Look toward Laredo and be thankful.

That's what teachers in Texas and, perhaps, California should do.

On January 25 the College Life Insurance Company of America and other plaintiffs settled a class action suit brought by a Laredo schoolteacher. The settlement was for $10,875,000 for a class of 130,000 policy holders who had been sold misleading "tax-sheltered life" plans inside their 403b plans, largely because no agency or school district did anything to protect the teachers.

This isn't the only such lawsuit against insurance products for teachers but it may have been the leading stimulus behind SB 273, a new set of laws passed by the Texas legislature that promises sweeping changes in 403(b) plans. The law should increase disclosure and bring teachers defined contribution savings plans that aren't burdened by excessive fees.

I learned this recently in Austin while visiting with Wade Caldwell, the San Antonio attorney whose firm initiated the class action suit. Mr. Caldwell, a former engineer and patent attorney, explained that he had moved his practice into this area because he liked the challenge of analyzing complex insurance products. As he talked, I could imagine a kind of forensic joy.

"The underlying difficulty is how the market works," he explained.

"In much of the Sunbelt there are laws that prevent the independent school district (ISD) from screening vendors. Basically, the ISDs take a hands off approach. There is no guidance. No screening. No accountability.

"Historically, the laws (that prevented screening) may have been passed to stop brother-in-law deals. But what happened in practice is that insurance companies are paying the major teacher organizations for endorsements. They like to do exclusive seminars, etc. At administrative conventions it's the insurance companies that are sponsoring the golf, the lunches, etc. Sometimes former administrators help to sell."

I asked what the consequences were.

"There has been a trend to higher and higher commissions. The commission is often 25 to 27 percent of the first year premium. That's up from 8 percent.

"Most of the commissioned sales people are with the companies that pay the highest commissions. Fixed annuities and variable annuities are the largest part of the market (for 403b plans). Mutual funds are the smallest."

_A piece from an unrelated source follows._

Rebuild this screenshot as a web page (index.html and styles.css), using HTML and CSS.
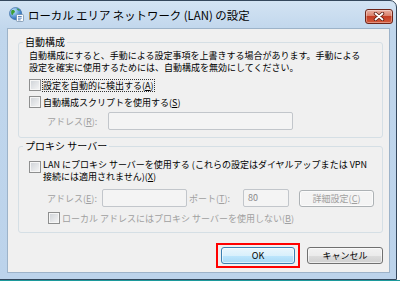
FILE: index.html
```html
<!DOCTYPE html>
<html lang="ja">

<head>
    <meta charset="UTF-8">
    <title>ローカル エリア ネットワーク (LAN) の設定</title>
    <link rel="stylesheet" href="styles.css">
</head>

<body>
    <div class="window">
        <div class="titlebar">
            <svg class="app-icon" width="15" height="15" viewBox="0 0 16 16">
                <defs>
                    <radialGradient id="globe" cx="35%" cy="30%" r="75%">
                        <stop offset="0" stop-color="#c4e8ff" />
                        <stop offset="1" stop-color="#1b64b8" />
                    </radialGradient>
                </defs>
                <circle cx="7" cy="7" r="6.5" fill="url(#globe)" stroke="#2a5d96" stroke-width=".6" />
                <path d="M2.6 3.8c1.5-1 3.2-.5 3.7.7.3.9-.6 1.6-1.4 2.1-.7.5-.4 1.6-1.3 1.9C2.4 8.7 2 5.2 2.6 3.8z" fill="#3c9e33" />
                <path d="M8.4 1.6c1.4.2 2.7 1 3.3 2.1-.8.3-1.9.1-2.5-.5-.4-.4-.9-.9-.8-1.6z" fill="#3c9e33" />
                <rect x="8" y="8" width="7.4" height="7.4" rx="1" fill="#fff" stroke="#6a86a6" stroke-width=".8" />
                <path d="M9.6 10.1h4M9.6 11.9h4M9.6 13.7h2.8" stroke="#3a6db0" stroke-width=".9" />
            </svg>
            <span class="title">ローカル エリア ネットワーク (LAN) の設定</span>
            <span class="close">
                <svg width="12" height="9" viewBox="0 0 12 9">
                    <path d="M2.5 1.5l7 6M9.5 1.5l-7 6" stroke="#5b1a0f" stroke-width="3.4" stroke-linecap="round" />
                    <path d="M2.5 1.5l7 6M9.5 1.5l-7 6" stroke="#fff" stroke-width="1.8" stroke-linecap="round" />
                </svg>
            </span>
        </div>

        <div class="client">
            <fieldset class="group group-auto">
                <legend>自動構成</legend>
                <p class="note">自動構成にすると、手動による設定事項を上書きする場合があります。手動による<br>設定を確実に使用するためには、自動構成を無効にしてください。</p>
                <label class="check first">
                    <span class="box"></span>
                    <span class="focus">設定を自動的に検出する(<u>A</u>)</span>
                </label>
                <label class="check">
                    <span class="box"></span>
                    <span>自動構成スクリプトを使用する(<u>S</u>)</span>
                </label>
                <div class="field-row">
                    <span class="field-label label-r">アドレス(<u>R</u>):</span>
                    <span class="textbox script-box"></span>
                </div>
            </fieldset>

            <fieldset class="group group-proxy">
                <legend>プロキシ サーバー</legend>
                <label class="check multi">
                    <span class="box"></span>
                    <span>LAN にプロキシ サーバーを使用する (これらの設定はダイヤルアップまたは VPN<br>接続には適用されません)(<u>X</u>)</span>
                </label>
                <div class="field-row proxy-row">
                    <span class="field-label label-e">アドレス(<u>E</u>):</span>
                    <span class="textbox address-box"></span>
                    <span class="field-label label-t">ポート(<u>T</u>):</span>
                    <span class="textbox port-box">80</span>
                    <span class="btn btn-disabled">詳細設定(<u>C</u>)</span>
                </div>
                <label class="check sub">
                    <span class="box"></span>
                    <span class="muted">ローカル アドレスにはプロキシ サーバーを使用しない(<u>B</u>)</span>
                </label>
            </fieldset>

            <div class="actions">
                <span class="mark">
                    <span class="btn btn-ok">OK</span>
                </span>
                <span class="btn btn-cancel">キャンセル</span>
            </div>
        </div>
    </div>
</body>

</html>
```

FILE: styles.css
```css
body {
    margin: 0;
    height: 281px;
    overflow: hidden;
    background: linear-gradient(to top, #1c9a9c 1px, #fff 1px);
    font-family: "Noto Sans CJK JP", "Noto Sans", sans-serif;
    font-size: 9px;
    color: #000;
}

.window {
    width: 398px;
    height: 280px;
    box-sizing: border-box;
    margin-left: -1px;
    border: 1px solid #34475c;
    border-top-right-radius: 7px;
    background: linear-gradient(#d3e3f3, #c0d6ec 30px, #bcd3eb);
    display: flex;
    flex-direction: column;
}

.titlebar {
    height: 27px;
    display: flex;
    align-items: center;
    padding: 0 3px 0 9px;
}

.title {
    margin-left: 4px;
    font-size: 11.4px;
    flex: 1;
}

.close {
    align-self: flex-start;
    margin-top: 8px;
    width: 26px;
    height: 13px;
    border: 1px solid #6e2418;
    border-radius: 3px;
    background: linear-gradient(#eab0a2, #d9806b 45%, #c43d24 50%, #d35a3c);
    box-shadow: inset 0 0 0 1px rgba(255, 255, 255, .35);
    display: flex;
    align-items: center;
    justify-content: center;
}

.client {
    flex: 1;
    margin: 0 6px 6px 7px;
    padding: 7px 6px 0 10px;
    background: #f0f0f0;
    border: 1px solid #9db3c9;
}

.group {
    margin: 0;
    padding: 0 8px 7px 10px;
    border: 1px solid #d5dfe5;
    border-radius: 3px;
    min-width: 0;
}

.group legend {
    font-size: 10px;
    line-height: 12px;
    padding: 0 2px;
    margin-left: -6px;
}

.group-proxy {
    margin-top: 2px;
}

.note {
    margin: 2px 0 0;
    line-height: 12px;
}

.check {
    display: flex;
    align-items: center;
    height: 14px;
    margin-top: 3px;
    line-height: 11px;
}

.check.first {
    margin-top: 4px;
}

.box {
    width: 10px;
    height: 10px;
    flex: none;
    margin-right: 2px;
    border: 1px solid #8e8f8f;
    background: linear-gradient(135deg, #cdd1d6, #f7f7f7);
    box-shadow: inset 0 0 0 1px #f6f6f6;
}

.focus {
    outline: 1px dotted #333;
    outline-offset: 0;
}

.check.multi {
    height: auto;
    align-items: flex-start;
    margin-top: 7px;
    line-height: 12px;
}

.check.multi .box {
    margin-top: 2px;
}

.check.sub {
    margin-top: 4px;
    padding-left: 19px;
}

.muted,
.field-label {
    color: #a0a0a0;
}

.field-row {
    display: flex;
    align-items: center;
    height: 18px;
    margin-top: 3px;
    padding-left: 18px;
}

.proxy-row {
    margin-top: 6px;
}

.field-label {
    flex: none;
}

.label-r {
    width: 61px;
}

.label-e {
    width: 55px;
}

.label-t {
    width: 54px;
    margin-left: 2px;
}

.textbox {
    height: 18px;
    box-sizing: border-box;
    border: 1px solid #c2c6cb;
    border-radius: 2px;
    background: #f4f4f4;
    color: #8a8a8a;
    padding-left: 4px;
    line-height: 16px;
}

.script-box {
    width: 185px;
}

.address-box {
    width: 85px;
}

.port-box {
    width: 46px;
}

.btn {
    height: 17px;
    box-sizing: border-box;
    border: 1px solid #707070;
    border-radius: 3px;
    background: linear-gradient(#f2f2f2, #ebebeb 50%, #dddddd 50%, #cfcfcf);
    box-shadow: inset 0 0 0 1px rgba(255, 255, 255, .6);
    display: flex;
    align-items: center;
    justify-content: center;
    line-height: 11px;
}

.btn-disabled {
    width: 75px;
    margin-left: 10px;
    border-color: #adb2b5;
    background: #f4f4f4;
    color: #a0a0a0;
}

.actions {
    display: flex;
    justify-content: flex-end;
    align-items: center;
    gap: 7px;
    margin-top: 10px;
}

.mark {
    border: 2px solid #f00;
    padding: 2px 3px;
}

.btn-ok {
    width: 74px;
    border-color: #3c7fb1;
    background: linear-gradient(#eaf6fd, #d9f0fc 50%, #bee6fd 50%, #a7d9f5);
}

.btn-cancel {
    width: 76px;
}
```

Again, he explained, this has historical roots. In 1958 the first 403(b) legislation limited sales to annuity products. Abuses multiplied from there as sales forces put life insurance into the plans, sold plans as debt consolidation vehicles, and created phony group contracts that had fewer commission limitations than individually sold products. Another area of abuse was disability policies. Often structured with offsets for Social Security Disability benefits, the policies charged much but delivered little.

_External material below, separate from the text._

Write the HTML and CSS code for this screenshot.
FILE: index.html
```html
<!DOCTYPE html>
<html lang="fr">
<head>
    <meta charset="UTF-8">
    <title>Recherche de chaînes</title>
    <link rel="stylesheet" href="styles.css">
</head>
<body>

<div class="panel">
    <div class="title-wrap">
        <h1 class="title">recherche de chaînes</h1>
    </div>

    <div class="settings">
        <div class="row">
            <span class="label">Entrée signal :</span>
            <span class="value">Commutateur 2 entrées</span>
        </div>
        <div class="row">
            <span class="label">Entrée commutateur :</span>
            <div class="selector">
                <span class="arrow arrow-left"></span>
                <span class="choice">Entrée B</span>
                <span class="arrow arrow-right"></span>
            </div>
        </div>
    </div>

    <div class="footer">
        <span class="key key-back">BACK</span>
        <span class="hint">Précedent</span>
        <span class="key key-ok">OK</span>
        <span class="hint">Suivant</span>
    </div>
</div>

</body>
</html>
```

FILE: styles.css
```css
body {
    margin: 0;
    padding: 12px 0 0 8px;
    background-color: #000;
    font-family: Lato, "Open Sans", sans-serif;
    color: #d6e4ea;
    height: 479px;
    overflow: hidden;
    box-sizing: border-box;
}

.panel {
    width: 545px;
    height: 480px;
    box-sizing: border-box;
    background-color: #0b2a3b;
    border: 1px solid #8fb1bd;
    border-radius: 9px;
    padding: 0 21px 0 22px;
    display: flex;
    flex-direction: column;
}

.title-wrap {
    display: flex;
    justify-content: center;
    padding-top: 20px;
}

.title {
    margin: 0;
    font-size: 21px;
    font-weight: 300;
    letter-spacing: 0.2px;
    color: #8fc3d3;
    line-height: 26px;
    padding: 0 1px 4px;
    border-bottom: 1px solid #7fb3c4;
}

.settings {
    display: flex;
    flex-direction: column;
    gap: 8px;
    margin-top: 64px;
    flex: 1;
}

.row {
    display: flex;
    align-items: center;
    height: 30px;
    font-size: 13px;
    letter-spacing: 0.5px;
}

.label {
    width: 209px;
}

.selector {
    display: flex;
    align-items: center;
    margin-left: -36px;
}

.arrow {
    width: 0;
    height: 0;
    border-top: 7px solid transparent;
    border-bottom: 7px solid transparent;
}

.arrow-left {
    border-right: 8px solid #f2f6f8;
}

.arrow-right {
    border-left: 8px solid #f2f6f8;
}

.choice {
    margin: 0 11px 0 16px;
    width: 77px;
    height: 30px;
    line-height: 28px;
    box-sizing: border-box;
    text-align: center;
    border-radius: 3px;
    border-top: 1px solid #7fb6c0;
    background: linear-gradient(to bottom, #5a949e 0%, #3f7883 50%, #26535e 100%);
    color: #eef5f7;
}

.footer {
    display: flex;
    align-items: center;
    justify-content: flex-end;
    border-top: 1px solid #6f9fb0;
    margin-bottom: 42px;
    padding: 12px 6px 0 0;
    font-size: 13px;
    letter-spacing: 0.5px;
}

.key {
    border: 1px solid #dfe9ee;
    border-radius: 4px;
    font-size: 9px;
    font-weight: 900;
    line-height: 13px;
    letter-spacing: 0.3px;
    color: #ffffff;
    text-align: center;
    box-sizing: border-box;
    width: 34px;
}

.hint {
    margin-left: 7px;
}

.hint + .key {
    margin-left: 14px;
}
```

I asked where the abuses were most common.

"Texas and California," Mr. Caldwell answered immediately. He explained that both states had similar histories--- and very large markets.

I asked if there was any telltale indicator for an insurance company with expensive products that worked against teacher welfare.

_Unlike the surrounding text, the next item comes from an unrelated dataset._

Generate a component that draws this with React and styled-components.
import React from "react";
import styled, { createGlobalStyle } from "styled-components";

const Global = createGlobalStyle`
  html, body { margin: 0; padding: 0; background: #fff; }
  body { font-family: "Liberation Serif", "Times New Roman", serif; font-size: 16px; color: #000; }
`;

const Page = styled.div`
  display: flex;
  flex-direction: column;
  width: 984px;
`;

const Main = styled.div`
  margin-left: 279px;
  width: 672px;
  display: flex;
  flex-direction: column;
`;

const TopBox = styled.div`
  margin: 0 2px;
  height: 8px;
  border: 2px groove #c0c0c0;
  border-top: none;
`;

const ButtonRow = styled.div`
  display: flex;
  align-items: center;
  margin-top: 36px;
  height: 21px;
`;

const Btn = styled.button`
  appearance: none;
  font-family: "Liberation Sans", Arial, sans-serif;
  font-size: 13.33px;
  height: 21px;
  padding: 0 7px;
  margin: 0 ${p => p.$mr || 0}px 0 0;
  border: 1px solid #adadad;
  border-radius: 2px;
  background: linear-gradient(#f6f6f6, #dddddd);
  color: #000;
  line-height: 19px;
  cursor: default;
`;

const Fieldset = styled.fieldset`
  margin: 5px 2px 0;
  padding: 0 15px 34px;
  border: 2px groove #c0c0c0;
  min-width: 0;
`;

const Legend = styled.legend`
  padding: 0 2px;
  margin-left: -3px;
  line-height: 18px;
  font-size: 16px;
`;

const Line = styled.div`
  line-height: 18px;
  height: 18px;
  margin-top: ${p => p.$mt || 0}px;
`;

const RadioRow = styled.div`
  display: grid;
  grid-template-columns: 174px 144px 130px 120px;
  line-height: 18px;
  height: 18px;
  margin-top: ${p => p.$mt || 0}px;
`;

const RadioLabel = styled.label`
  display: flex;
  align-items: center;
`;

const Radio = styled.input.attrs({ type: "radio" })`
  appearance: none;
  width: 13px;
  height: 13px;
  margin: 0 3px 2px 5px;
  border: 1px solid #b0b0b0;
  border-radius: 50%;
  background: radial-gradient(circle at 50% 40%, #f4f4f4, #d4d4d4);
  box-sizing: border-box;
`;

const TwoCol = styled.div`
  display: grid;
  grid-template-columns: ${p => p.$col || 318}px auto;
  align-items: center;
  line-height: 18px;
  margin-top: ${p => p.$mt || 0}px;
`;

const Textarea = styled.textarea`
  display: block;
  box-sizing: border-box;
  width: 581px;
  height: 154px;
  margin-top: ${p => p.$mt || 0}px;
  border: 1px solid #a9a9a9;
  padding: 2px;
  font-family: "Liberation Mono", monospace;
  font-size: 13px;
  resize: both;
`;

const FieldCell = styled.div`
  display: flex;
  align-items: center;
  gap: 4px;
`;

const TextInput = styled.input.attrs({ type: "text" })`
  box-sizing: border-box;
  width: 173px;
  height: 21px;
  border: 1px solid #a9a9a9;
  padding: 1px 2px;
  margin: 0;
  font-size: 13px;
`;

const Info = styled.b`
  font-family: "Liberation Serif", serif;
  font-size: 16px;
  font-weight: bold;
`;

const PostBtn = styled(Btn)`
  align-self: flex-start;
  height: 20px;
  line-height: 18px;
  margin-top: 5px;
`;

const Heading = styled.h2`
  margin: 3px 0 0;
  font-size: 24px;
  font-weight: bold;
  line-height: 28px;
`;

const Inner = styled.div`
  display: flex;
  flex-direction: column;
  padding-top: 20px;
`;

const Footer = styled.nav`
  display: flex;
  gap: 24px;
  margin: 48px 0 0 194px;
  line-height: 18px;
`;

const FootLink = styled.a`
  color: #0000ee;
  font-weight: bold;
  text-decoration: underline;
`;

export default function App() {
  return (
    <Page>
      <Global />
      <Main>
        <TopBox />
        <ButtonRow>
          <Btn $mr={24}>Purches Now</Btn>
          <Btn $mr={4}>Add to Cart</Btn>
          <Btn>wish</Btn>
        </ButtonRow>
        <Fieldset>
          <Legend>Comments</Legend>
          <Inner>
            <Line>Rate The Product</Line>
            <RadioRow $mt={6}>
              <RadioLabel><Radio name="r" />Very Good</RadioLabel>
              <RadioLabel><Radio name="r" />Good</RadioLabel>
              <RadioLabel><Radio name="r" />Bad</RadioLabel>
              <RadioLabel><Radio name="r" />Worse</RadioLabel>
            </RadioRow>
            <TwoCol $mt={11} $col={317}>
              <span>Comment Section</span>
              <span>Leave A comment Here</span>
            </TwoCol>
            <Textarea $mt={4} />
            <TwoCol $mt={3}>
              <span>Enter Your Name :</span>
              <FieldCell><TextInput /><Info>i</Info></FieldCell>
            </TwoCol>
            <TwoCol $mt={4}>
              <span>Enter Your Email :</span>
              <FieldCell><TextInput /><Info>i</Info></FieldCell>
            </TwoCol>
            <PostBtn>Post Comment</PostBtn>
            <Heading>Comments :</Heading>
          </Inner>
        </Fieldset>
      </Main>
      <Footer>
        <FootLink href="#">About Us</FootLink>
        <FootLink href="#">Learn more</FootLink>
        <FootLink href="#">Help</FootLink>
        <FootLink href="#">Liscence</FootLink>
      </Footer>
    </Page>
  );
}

"Yes. Most of these companies have 90 percent of their sales in Texas and California." Sales in other states are limited to non-existent, he said, because there is better regulation and oversight in other states.

Which brings us back to SB 273, the new law that requires vendors to be certified by the Texas Retirement System.   It also establishes maximum fees, costs and penalties that can be charged to employees of educational institutions. The law sets maximum expenses ranging from 90 basis points (0.9 percent) to 150 basis points (1.5 percent). If a teacher invested equally in all five-asset classes, annual costs would be limited to 1.25 percent a year.

That's nearly 1 full percent a year lower than the average variable annuity cost of 217 basis points.

This is not small potatoes.

As I have pointed out in other columns, costs matter. A difference of 1 percentage point a year, over a lifetime of investing, can make a substantial difference in teacher retirement security.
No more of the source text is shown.